なんにせよ、あのマナは私たち特区の魔女ではどうにもならない。機関でも駆除できるかどうか……」
蘭の顔が真っ青になった。聖も、状況を理解する。自分たちの命だけではなく、この町、あるいはこの国全域にまで危害をもたらすかもしれない化け物が目覚めたのだ。
最前線にいるのがこの四人だ。聖はこの事態の異常さに背筋が凍りついた。
「どうしますか?」
「機関が来るまで時間稼ぎをしたい」
綾音は、琥珀の質問に間髪を入れずに答えた。
「……わかりました。やれるだけやってみましょう」
「ううん。三人は避難誘導に合流してほしい」
「えっ……?」
聖は綾音の言葉に思わず声がこぼれた。
「あ、綾音さん、一人で戦う気!?」
蘭が強い口調で訊く。
「時間稼ぎするだけだよ。まともには戦わない」
「そうじゃなくて!」
「――つまり、私たちは足手まといだと?」
落ち着いたような口調だが、琥珀は見るからに怒っていた。綾音は首を横に振る。
「私なら逃げ回ることくらいならできる。琥珀さんも蘭さんも傷を負っているし、聖くんは戦闘経験がほとんどない。

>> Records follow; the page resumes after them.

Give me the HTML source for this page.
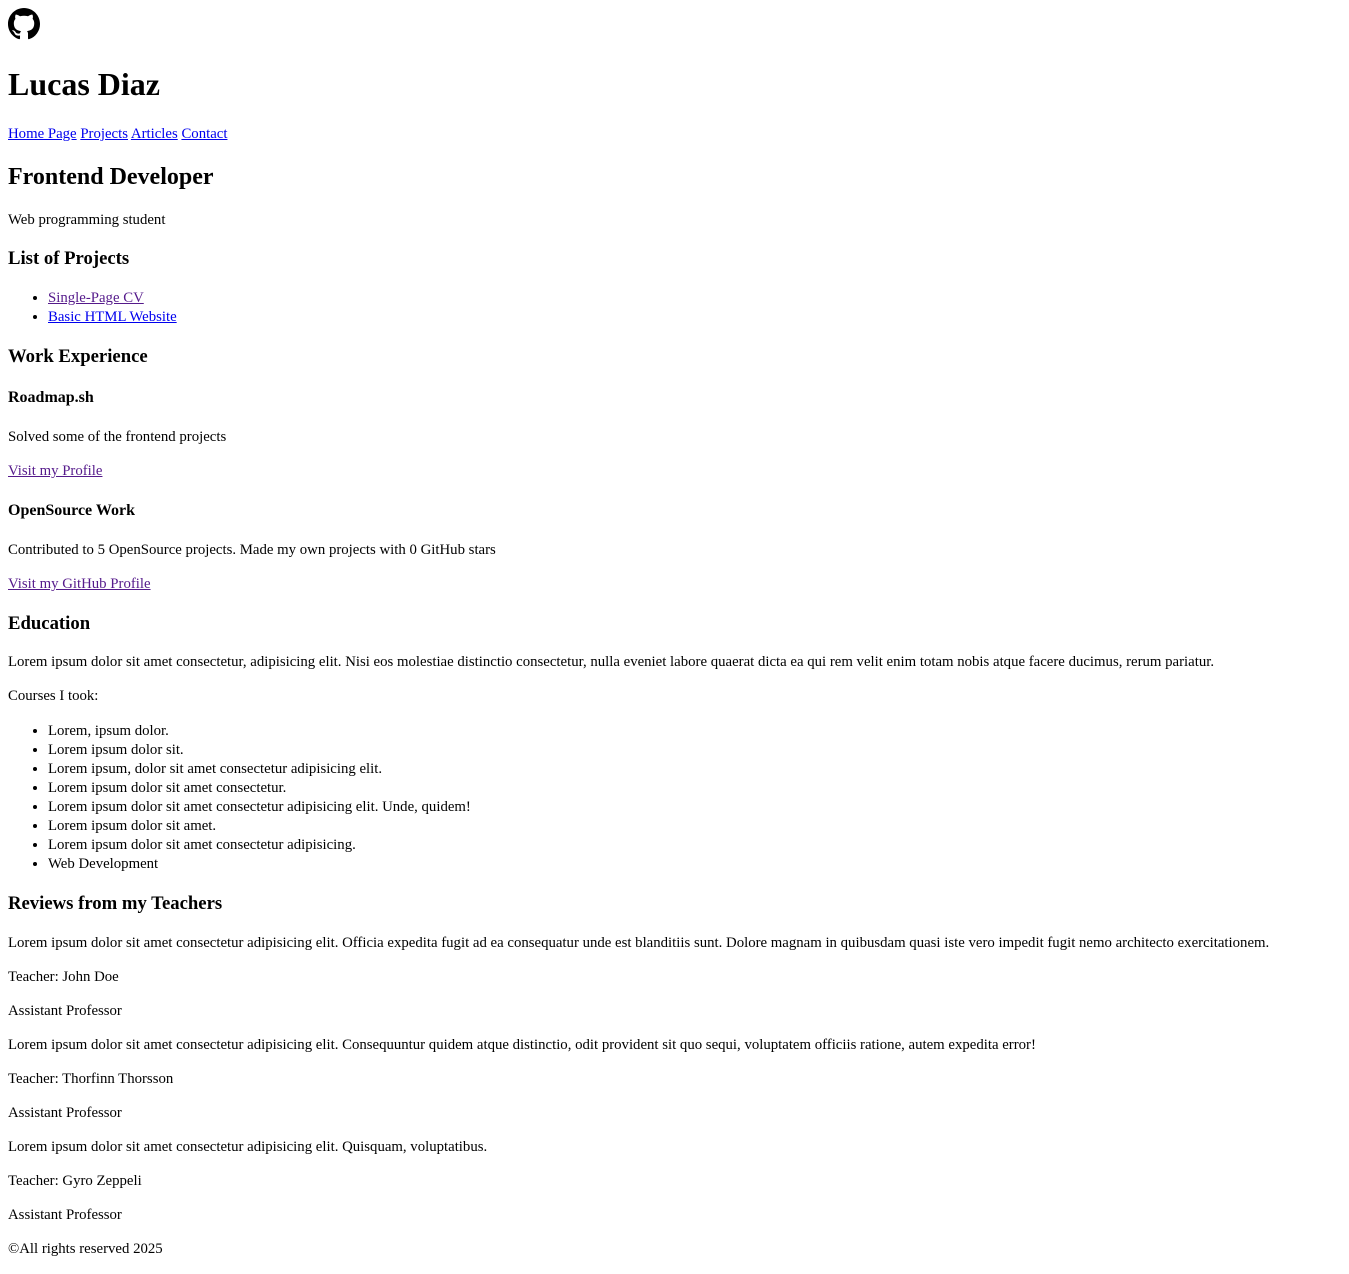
<!DOCTYPE html>
<html><head><meta charset="utf-8"><style>
body{margin:8px;font-family:"Liberation Serif",serif;font-size:16px;color:#000;background:#fff}
p,li,nav{font-size:14.8px;line-height:19px}
p{margin:15px 0}
ul{margin:16px 0}
h4{margin:21px 0}
a{color:#00e}
a.v{color:#551a8b}
</style></head><body>
<div><svg width="32" height="32" viewBox="0 0 16 16"><path fill="#000" d="M8 0C3.58 0 0 3.58 0 8c0 3.54 2.29 6.53 5.470 7.590.4.07.55-.17.55-.38 0-.19-.01-.82-.01-1.49-2.01.37-2.530-.49-2.690-.94-.09-.23-.48-.94-.82-1.130-.28-.15-.68-.52-.01-.53.63-.01 1.08.58 1.230.82.72 1.21 1.870.87 2.330.66.07-.52.28-.87.51-1.070-1.78-.2-3.64-.89-3.64-3.950 0-.87.31-1.59.82-2.150-.08-.2-.36-1.02.08-2.120 0 0 .67-.21 2.2.82.64-.18 1.32-.27 2-.27.68 0 1.36.09 2 .27 1.53-1.04 2.2-.82 2.2-.82.44 1.1.16 1.92.08 2.12.51.56.82 1.27.82 2.15 0 3.07-1.87 3.75-3.65 3.95.29.25.54.73.54 1.48 0 1.07-.01 1.93-.01 2.2 0 .21.15.46.55.38A8.013 8.013 0 0016 8c0-4.42-3.58-8-8-8z"/></svg></div>
<h1>Lucas Diaz</h1>
<nav><a href="#">Home Page</a> <a href="#">Projects</a> <a href="#">Articles</a> <a href="#">Contact</a></nav>
<h2>Frontend Developer</h2>
<p>Web programming student</p>
<h3>List of Projects</h3>
<ul><li><a class="v" href="#">Single-Page CV</a></li><li><a href="#">Basic HTML Website</a></li></ul>
<h3>Work Experience</h3>
<h4>Roadmap.sh</h4>
<p>Solved some of the frontend projects</p>
<p><a class="v" href="#">Visit my Profile</a></p>
<h4>OpenSource Work</h4>
<p>Contributed to 5 OpenSource projects. Made my own projects with 0 GitHub stars</p>
<p><a class="v" href="#">Visit my GitHub Profile</a></p>
<h3>Education</h3>
<p>Lorem ipsum dolor sit amet consectetur, adipisicing elit. Nisi eos molestiae distinctio consectetur, nulla eveniet labore quaerat dicta ea qui rem velit enim totam nobis atque facere ducimus, rerum pariatur.</p>
<p>Courses I took:</p>
<ul><li>Lorem, ipsum dolor.</li><li>Lorem ipsum dolor sit.</li><li>Lorem ipsum, dolor sit amet consectetur adipisicing elit.</li><li>Lorem ipsum dolor sit amet consectetur.</li><li>Lorem ipsum dolor sit amet consectetur adipisicing elit. Unde, quidem!</li><li>Lorem ipsum dolor sit amet.</li><li>Lorem ipsum dolor sit amet consectetur adipisicing.</li><li>Web Development</li></ul>
<h3>Reviews from my Teachers</h3>
<p>Lorem ipsum dolor sit amet consectetur adipisicing elit. Officia expedita fugit ad ea consequatur unde est blanditiis sunt. Dolore magnam in quibusdam quasi iste vero impedit fugit nemo architecto exercitationem.</p>
<p>Teacher: John Doe</p>
<p>Assistant Professor</p>
<p>Lorem ipsum dolor sit amet consectetur adipisicing elit. Consequuntur quidem atque distinctio, odit provident sit quo sequi, voluptatem officiis ratione, autem expedita error!</p>
<p>Teacher: Thorfinn Thorsson</p>
<p>Assistant Professor</p>
<p>Lorem ipsum dolor sit amet consectetur adipisicing elit. Quisquam, voluptatibus.</p>
<p>Teacher: Gyro Zeppeli</p>
<p>Assistant Professor</p>
<p>©All rights reserved 2025</p>
</body></html>
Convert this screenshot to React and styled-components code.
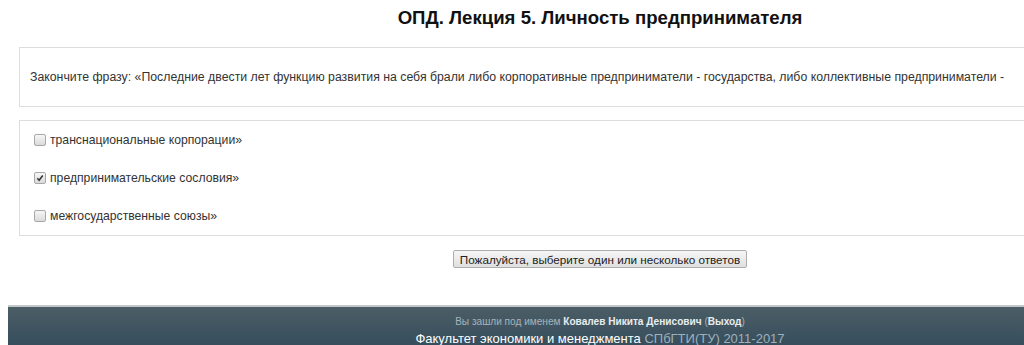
import React from "react";
import styled, { createGlobalStyle } from "styled-components";

const GlobalStyle = createGlobalStyle`
	html, body {
		margin: 0;
		padding: 0;
		background: #fff;
		overflow: hidden;
	}
	body {
		font-family: "Liberation Sans", Arial, sans-serif;
		color: #333;
	}
`;

const Page = styled.div`
	width: 1184px;
	padding: 0 8px;
`;

const Title = styled.h2`
	margin: 0;
	padding-top: 7px;
	height: 47px;
	box-sizing: border-box;
	text-align: center;
	font-size: 18.6px;
	line-height: 22px;
	font-weight: bold;
	color: #111;
`;

const Panel = styled.div`
	margin: 0 11px;
	border: 1px solid #ddd;
	background: #fff;
`;

const Question = styled(Panel)`
	display: flex;
	align-items: center;
	height: 58px;
	padding: 0 10px;
	font-size: 12.3px;
	color: #333;
	margin-bottom: 13px;
`;

const Answers = styled(Panel)`
	display: flex;
	flex-direction: column;
`;

const Option = styled.label`
	display: flex;
	align-items: center;
	gap: 4px;
	height: 38px;
	padding-left: 14px;
	font-size: 12.2px;
	color: #333;
`;

const Box = styled.span`
	width: 10px;
	height: 10px;
	border: 1px solid #a8a8a8;
	border-radius: 2px;
	background: linear-gradient(#f6f6f6, #dadada);
	display: flex;
	align-items: center;
	justify-content: center;
`;

const Actions = styled.div`
	display: flex;
	justify-content: center;
	padding: 14px 0 37px;
`;

const Button = styled.button`
	font-family: "Liberation Sans", Arial, sans-serif;
	font-size: 11.7px;
	color: #222;
	padding: 0 6px;
	height: 18px;
	border: 1px solid #adadad;
	border-radius: 2px;
	background: linear-gradient(#f6f6f6, #e0e0e0);
`;

const Footer = styled.footer`
	border-top: 2px solid #c4c8c8;
	background: linear-gradient(#4b5e66, #2a4457 60px);
	height: 60px;
	text-align: center;
	padding-top: 7px;
	box-sizing: border-box;
`;

const LoginLine = styled.div`
	font-size: 10.1px;
	color: #a7b3bb;
	line-height: 16px;
`;

const UserLink = styled.span`
	color: #e8ecee;
	font-weight: bold;
`;

const Credits = styled.div`
	font-size: 13px;
	color: #fff;
	line-height: 18px;
`;

const Muted = styled.span`
	color: #9fb0bd;
`;

const CheckMark = () => (
	<svg width="8" height="8" viewBox="0 0 9 9">
		<path d="M1.5 4.8 L3.5 7 L7.6 1.6" fill="none" stroke="#333" strokeWidth="1.7" />
	</svg>
);

const answers = [
	{ text: "транснациональные корпорации»", checked: false },
	{ text: "предпринимательские сословия»", checked: true },
	{ text: "межгосударственные союзы»", checked: false },
];

export default function App() {
	return (
		<>
			<GlobalStyle />
			<Page>
				<Title>ОПД. Лекция 5. Личность предпринимателя</Title>
				<Question>
					Закончите фразу: «Последние двести лет функцию развития на себя брали либо корпоративные
					предприниматели - государства, либо коллективные предприниматели -
				</Question>
				<Answers>
					{answers.map((a) => (
						<Option key={a.text}>
							<Box>{a.checked && <CheckMark />}</Box>
							{a.text}
						</Option>
					))}
				</Answers>
				<Actions>
					<Button>Пожалуйста, выберите один или несколько ответов</Button>
				</Actions>
				<Footer>
					<LoginLine>
						Вы зашли под именем <UserLink>Ковалев Никита Денисович</UserLink>{" "}
						(<UserLink>Выход</UserLink>)
					</LoginLine>
					<Credits>
						Факультет экономики и менеджмента <Muted>СПбГТИ(ТУ) 2011-2017</Muted>
					</Credits>
				</Footer>
			</Page>
		</>
	);
}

だから、これが私たちの生存確率を上げるためのベストなんだよ」
「……私はまだ戦えます!!」
琥珀が声を荒らげる。それでも、綾音は表情一つ変えることなく、琥珀に言い返す。
「琥珀さんならわかるよね?」
その言葉は、優しい声なのにとても厳しく聞こえた。琥珀は絶望の表情を浮かべると、黙り込んでしまった。
「……急いでここから逃げて、どこかの斑と合流して。そして住民をできる限りここから遠くに」
「綾音さん……」
三人が返事するまでもなく、綾音はナハトのところへ向かった。聖は呆然と綾音を見送る。
「……邪魔なんですよ、私たちは」
「邪魔?」
「私たちを守りながら戦うことよりも、一人で逃げ回るほうが安全だと言いたかったんですよ、あの人は。
だから、行きましょう」
琥珀は不服そうに、そして悲しそうに言う。琥珀はそれを事実として受け入れているのだ。
確かに、聖たちが居ると、それを守ることが余計な負担になるのだろう。綾音は攻撃を受け流す技術に優れているから、一人のほうが時間稼ぎという目的には適しているのだ。
琥珀が蘭を抱えると、フラフラと浮かび、綾音とは逆の方向へと動きだした。
聖も不安はあるが、綾音のことを思うと、納得するしかなかった。
自分は邪魔にしかならない。綾音の負担にはなりたくない。
三人はそれぞれ不安な気持ちを抱きながら、現場から遠ざかっていった。